__Exercise__
Return the material word for word. Do not include pictures.

#### Information supplied ####

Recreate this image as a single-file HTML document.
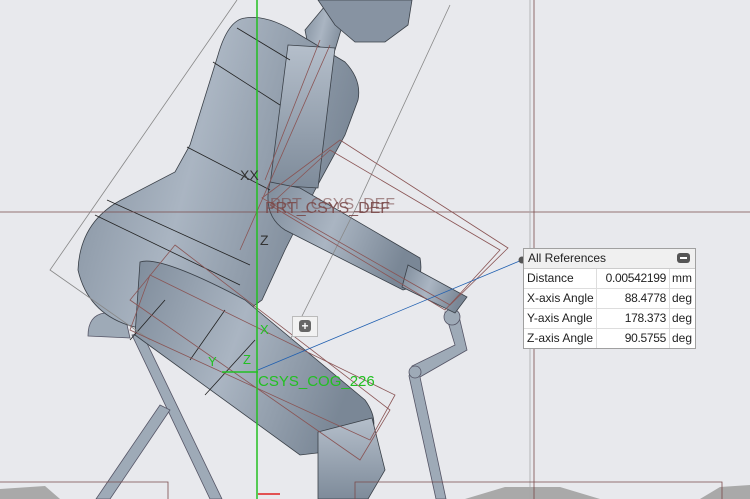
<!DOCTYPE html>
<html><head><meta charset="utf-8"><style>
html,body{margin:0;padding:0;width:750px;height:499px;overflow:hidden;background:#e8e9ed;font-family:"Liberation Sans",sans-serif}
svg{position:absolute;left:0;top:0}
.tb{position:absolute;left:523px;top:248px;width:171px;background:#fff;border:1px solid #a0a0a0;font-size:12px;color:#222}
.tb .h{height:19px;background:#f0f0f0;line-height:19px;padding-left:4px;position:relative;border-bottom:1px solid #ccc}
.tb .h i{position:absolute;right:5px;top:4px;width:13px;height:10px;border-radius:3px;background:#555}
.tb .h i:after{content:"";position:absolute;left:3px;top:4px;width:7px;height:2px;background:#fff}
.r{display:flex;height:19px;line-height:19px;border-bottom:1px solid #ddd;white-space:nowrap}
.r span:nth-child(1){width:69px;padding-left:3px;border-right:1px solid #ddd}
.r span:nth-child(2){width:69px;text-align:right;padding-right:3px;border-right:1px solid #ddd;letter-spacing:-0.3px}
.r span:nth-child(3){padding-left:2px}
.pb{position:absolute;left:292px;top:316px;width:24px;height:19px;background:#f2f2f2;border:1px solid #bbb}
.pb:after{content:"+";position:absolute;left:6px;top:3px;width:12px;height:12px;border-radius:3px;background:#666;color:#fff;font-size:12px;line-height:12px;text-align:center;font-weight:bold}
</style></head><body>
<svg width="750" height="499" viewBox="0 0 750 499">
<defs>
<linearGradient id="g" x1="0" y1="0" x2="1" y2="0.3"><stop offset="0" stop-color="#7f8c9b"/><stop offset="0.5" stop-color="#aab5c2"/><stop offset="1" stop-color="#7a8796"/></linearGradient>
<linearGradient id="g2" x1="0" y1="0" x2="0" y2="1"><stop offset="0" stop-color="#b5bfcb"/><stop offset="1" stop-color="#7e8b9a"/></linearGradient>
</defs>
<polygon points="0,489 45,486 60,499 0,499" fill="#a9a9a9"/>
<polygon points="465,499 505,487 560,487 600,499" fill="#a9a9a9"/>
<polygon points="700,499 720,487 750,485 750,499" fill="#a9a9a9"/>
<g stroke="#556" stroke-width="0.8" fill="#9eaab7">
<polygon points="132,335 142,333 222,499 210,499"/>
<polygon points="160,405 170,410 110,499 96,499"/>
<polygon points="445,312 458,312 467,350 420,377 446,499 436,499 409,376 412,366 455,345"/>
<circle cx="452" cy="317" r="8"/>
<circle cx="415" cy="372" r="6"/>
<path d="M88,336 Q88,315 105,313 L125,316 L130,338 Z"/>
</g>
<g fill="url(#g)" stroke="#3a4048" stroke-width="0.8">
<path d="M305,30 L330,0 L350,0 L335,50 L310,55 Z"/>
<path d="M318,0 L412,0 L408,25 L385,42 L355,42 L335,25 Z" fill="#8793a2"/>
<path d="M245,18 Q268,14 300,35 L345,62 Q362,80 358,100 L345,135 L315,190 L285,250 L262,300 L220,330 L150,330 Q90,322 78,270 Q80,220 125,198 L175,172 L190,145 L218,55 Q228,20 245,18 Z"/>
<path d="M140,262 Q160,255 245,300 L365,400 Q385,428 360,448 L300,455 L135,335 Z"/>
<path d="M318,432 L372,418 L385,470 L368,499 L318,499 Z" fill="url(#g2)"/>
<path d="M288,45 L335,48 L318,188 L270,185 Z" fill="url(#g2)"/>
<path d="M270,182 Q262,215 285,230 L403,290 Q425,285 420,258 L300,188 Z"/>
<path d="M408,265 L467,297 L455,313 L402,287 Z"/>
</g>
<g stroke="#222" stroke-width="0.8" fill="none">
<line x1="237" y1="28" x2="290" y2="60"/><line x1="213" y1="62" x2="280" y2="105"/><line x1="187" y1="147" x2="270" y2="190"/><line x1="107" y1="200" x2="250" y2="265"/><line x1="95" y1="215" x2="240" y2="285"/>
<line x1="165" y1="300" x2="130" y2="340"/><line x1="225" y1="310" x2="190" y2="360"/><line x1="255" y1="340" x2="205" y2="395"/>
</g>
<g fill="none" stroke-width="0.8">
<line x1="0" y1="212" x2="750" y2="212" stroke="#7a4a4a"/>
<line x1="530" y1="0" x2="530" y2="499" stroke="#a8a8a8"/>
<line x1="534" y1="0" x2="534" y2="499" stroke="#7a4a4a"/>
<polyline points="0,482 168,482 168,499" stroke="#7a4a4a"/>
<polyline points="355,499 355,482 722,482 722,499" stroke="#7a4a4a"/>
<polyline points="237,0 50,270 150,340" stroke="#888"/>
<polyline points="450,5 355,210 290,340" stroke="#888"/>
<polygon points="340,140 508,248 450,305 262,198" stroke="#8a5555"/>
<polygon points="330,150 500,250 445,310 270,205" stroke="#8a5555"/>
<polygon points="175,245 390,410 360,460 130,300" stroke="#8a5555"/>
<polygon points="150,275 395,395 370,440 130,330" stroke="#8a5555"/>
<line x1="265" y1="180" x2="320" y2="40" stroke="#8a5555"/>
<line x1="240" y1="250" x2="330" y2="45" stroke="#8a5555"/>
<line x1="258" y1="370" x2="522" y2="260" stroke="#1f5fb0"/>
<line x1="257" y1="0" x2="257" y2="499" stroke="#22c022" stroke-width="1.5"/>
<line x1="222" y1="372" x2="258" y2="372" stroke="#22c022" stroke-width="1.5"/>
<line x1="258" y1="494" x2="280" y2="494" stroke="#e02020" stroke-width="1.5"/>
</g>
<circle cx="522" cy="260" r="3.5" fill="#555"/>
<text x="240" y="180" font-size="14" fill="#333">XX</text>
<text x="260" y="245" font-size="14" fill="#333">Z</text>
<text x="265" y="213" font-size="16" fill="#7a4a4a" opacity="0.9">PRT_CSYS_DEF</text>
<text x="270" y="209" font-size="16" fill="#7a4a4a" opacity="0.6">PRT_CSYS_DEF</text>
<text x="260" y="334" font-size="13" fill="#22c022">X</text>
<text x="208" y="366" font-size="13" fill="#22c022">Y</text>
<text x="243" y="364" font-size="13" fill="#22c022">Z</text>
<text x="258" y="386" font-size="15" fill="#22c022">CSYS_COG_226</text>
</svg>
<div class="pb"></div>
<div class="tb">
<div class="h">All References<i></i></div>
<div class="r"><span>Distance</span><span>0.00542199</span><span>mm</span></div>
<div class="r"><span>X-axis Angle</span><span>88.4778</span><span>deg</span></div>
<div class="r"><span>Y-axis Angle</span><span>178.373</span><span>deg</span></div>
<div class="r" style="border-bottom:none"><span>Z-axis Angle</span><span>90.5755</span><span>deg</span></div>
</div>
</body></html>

####

__Answer to this task__
Recreate this image as a single-file HTML document.
<!DOCTYPE html>
<html><head><meta charset="utf-8"><style>
html,body{margin:0;padding:0;width:750px;height:499px;overflow:hidden;background:#e8e9ed;font-family:"Liberation Sans",sans-serif}
svg{position:absolute;left:0;top:0}
.tb{position:absolute;left:523px;top:248px;width:171px;background:#fff;border:1px solid #a0a0a0;font-size:12px;color:#222}
.tb .h{height:19px;background:#f0f0f0;line-height:19px;padding-left:4px;position:relative;border-bottom:1px solid #ccc}
.tb .h i{position:absolute;right:5px;top:4px;width:13px;height:10px;border-radius:3px;background:#555}
.tb .h i:after{content:"";position:absolute;left:3px;top:4px;width:7px;height:2px;background:#fff}
.r{display:flex;height:19px;line-height:19px;border-bottom:1px solid #ddd;white-space:nowrap}
.r span:nth-child(1){width:69px;padding-left:3px;border-right:1px solid #ddd}
.r span:nth-child(2){width:69px;text-align:right;padding-right:3px;border-right:1px solid #ddd;letter-spacing:-0.3px}
.r span:nth-child(3){padding-left:2px}
.pb{position:absolute;left:292px;top:316px;width:24px;height:19px;background:#f2f2f2;border:1px solid #bbb}
.pb:after{content:"+";position:absolute;left:6px;top:3px;width:12px;height:12px;border-radius:3px;background:#666;color:#fff;font-size:12px;line-height:12px;text-align:center;font-weight:bold}
</style></head><body>
<svg width="750" height="499" viewBox="0 0 750 499">
<defs>
<linearGradient id="g" x1="0" y1="0" x2="1" y2="0.3"><stop offset="0" stop-color="#7f8c9b"/><stop offset="0.5" stop-color="#aab5c2"/><stop offset="1" stop-color="#7a8796"/></linearGradient>
<linearGradient id="g2" x1="0" y1="0" x2="0" y2="1"><stop offset="0" stop-color="#b5bfcb"/><stop offset="1" stop-color="#7e8b9a"/></linearGradient>
</defs>
<polygon points="0,489 45,486 60,499 0,499" fill="#a9a9a9"/>
<polygon points="465,499 505,487 560,487 600,499" fill="#a9a9a9"/>
<polygon points="700,499 720,487 750,485 750,499" fill="#a9a9a9"/>
<g stroke="#556" stroke-width="0.8" fill="#9eaab7">
<polygon points="132,335 142,333 222,499 210,499"/>
<polygon points="160,405 170,410 110,499 96,499"/>
<polygon points="445,312 458,312 467,350 420,377 446,499 436,499 409,376 412,366 455,345"/>
<circle cx="452" cy="317" r="8"/>
<circle cx="415" cy="372" r="6"/>
<path d="M88,336 Q88,315 105,313 L125,316 L130,338 Z"/>
</g>
<g fill="url(#g)" stroke="#3a4048" stroke-width="0.8">
<path d="M305,30 L330,0 L350,0 L335,50 L310,55 Z"/>
<path d="M318,0 L412,0 L408,25 L385,42 L355,42 L335,25 Z" fill="#8793a2"/>
<path d="M245,18 Q268,14 300,35 L345,62 Q362,80 358,100 L345,135 L315,190 L285,250 L262,300 L220,330 L150,330 Q90,322 78,270 Q80,220 125,198 L175,172 L190,145 L218,55 Q228,20 245,18 Z"/>
<path d="M140,262 Q160,255 245,300 L365,400 Q385,428 360,448 L300,455 L135,335 Z"/>
<path d="M318,432 L372,418 L385,470 L368,499 L318,499 Z" fill="url(#g2)"/>
<path d="M288,45 L335,48 L318,188 L270,185 Z" fill="url(#g2)"/>
<path d="M270,182 Q262,215 285,230 L403,290 Q425,285 420,258 L300,188 Z"/>
<path d="M408,265 L467,297 L455,313 L402,287 Z"/>
</g>
<g stroke="#222" stroke-width="0.8" fill="none">
<line x1="237" y1="28" x2="290" y2="60"/><line x1="213" y1="62" x2="280" y2="105"/><line x1="187" y1="147" x2="270" y2="190"/><line x1="107" y1="200" x2="250" y2="265"/><line x1="95" y1="215" x2="240" y2="285"/>
<line x1="165" y1="300" x2="130" y2="340"/><line x1="225" y1="310" x2="190" y2="360"/><line x1="255" y1="340" x2="205" y2="395"/>
</g>
<g fill="none" stroke-width="0.8">
<line x1="0" y1="212" x2="750" y2="212" stroke="#7a4a4a"/>
<line x1="530" y1="0" x2="530" y2="499" stroke="#a8a8a8"/>
<line x1="534" y1="0" x2="534" y2="499" stroke="#7a4a4a"/>
<polyline points="0,482 168,482 168,499" stroke="#7a4a4a"/>
<polyline points="355,499 355,482 722,482 722,499" stroke="#7a4a4a"/>
<polyline points="237,0 50,270 150,340" stroke="#888"/>
<polyline points="450,5 355,210 290,340" stroke="#888"/>
<polygon points="340,140 508,248 450,305 262,198" stroke="#8a5555"/>
<polygon points="330,150 500,250 445,310 270,205" stroke="#8a5555"/>
<polygon points="175,245 390,410 360,460 130,300" stroke="#8a5555"/>
<polygon points="150,275 395,395 370,440 130,330" stroke="#8a5555"/>
<line x1="265" y1="180" x2="320" y2="40" stroke="#8a5555"/>
<line x1="240" y1="250" x2="330" y2="45" stroke="#8a5555"/>
<line x1="258" y1="370" x2="522" y2="260" stroke="#1f5fb0"/>
<line x1="257" y1="0" x2="257" y2="499" stroke="#22c022" stroke-width="1.5"/>
<line x1="222" y1="372" x2="258" y2="372" stroke="#22c022" stroke-width="1.5"/>
<line x1="258" y1="494" x2="280" y2="494" stroke="#e02020" stroke-width="1.5"/>
</g>
<circle cx="522" cy="260" r="3.5" fill="#555"/>
<text x="240" y="180" font-size="14" fill="#333">XX</text>
<text x="260" y="245" font-size="14" fill="#333">Z</text>
<text x="265" y="213" font-size="16" fill="#7a4a4a" opacity="0.9">PRT_CSYS_DEF</text>
<text x="270" y="209" font-size="16" fill="#7a4a4a" opacity="0.6">PRT_CSYS_DEF</text>
<text x="260" y="334" font-size="13" fill="#22c022">X</text>
<text x="208" y="366" font-size="13" fill="#22c022">Y</text>
<text x="243" y="364" font-size="13" fill="#22c022">Z</text>
<text x="258" y="386" font-size="15" fill="#22c022">CSYS_COG_226</text>
</svg>
<div class="pb"></div>
<div class="tb">
<div class="h">All References<i></i></div>
<div class="r"><span>Distance</span><span>0.00542199</span><span>mm</span></div>
<div class="r"><span>X-axis Angle</span><span>88.4778</span><span>deg</span></div>
<div class="r"><span>Y-axis Angle</span><span>178.373</span><span>deg</span></div>
<div class="r" style="border-bottom:none"><span>Z-axis Angle</span><span>90.5755</span><span>deg</span></div>
</div>
</body></html>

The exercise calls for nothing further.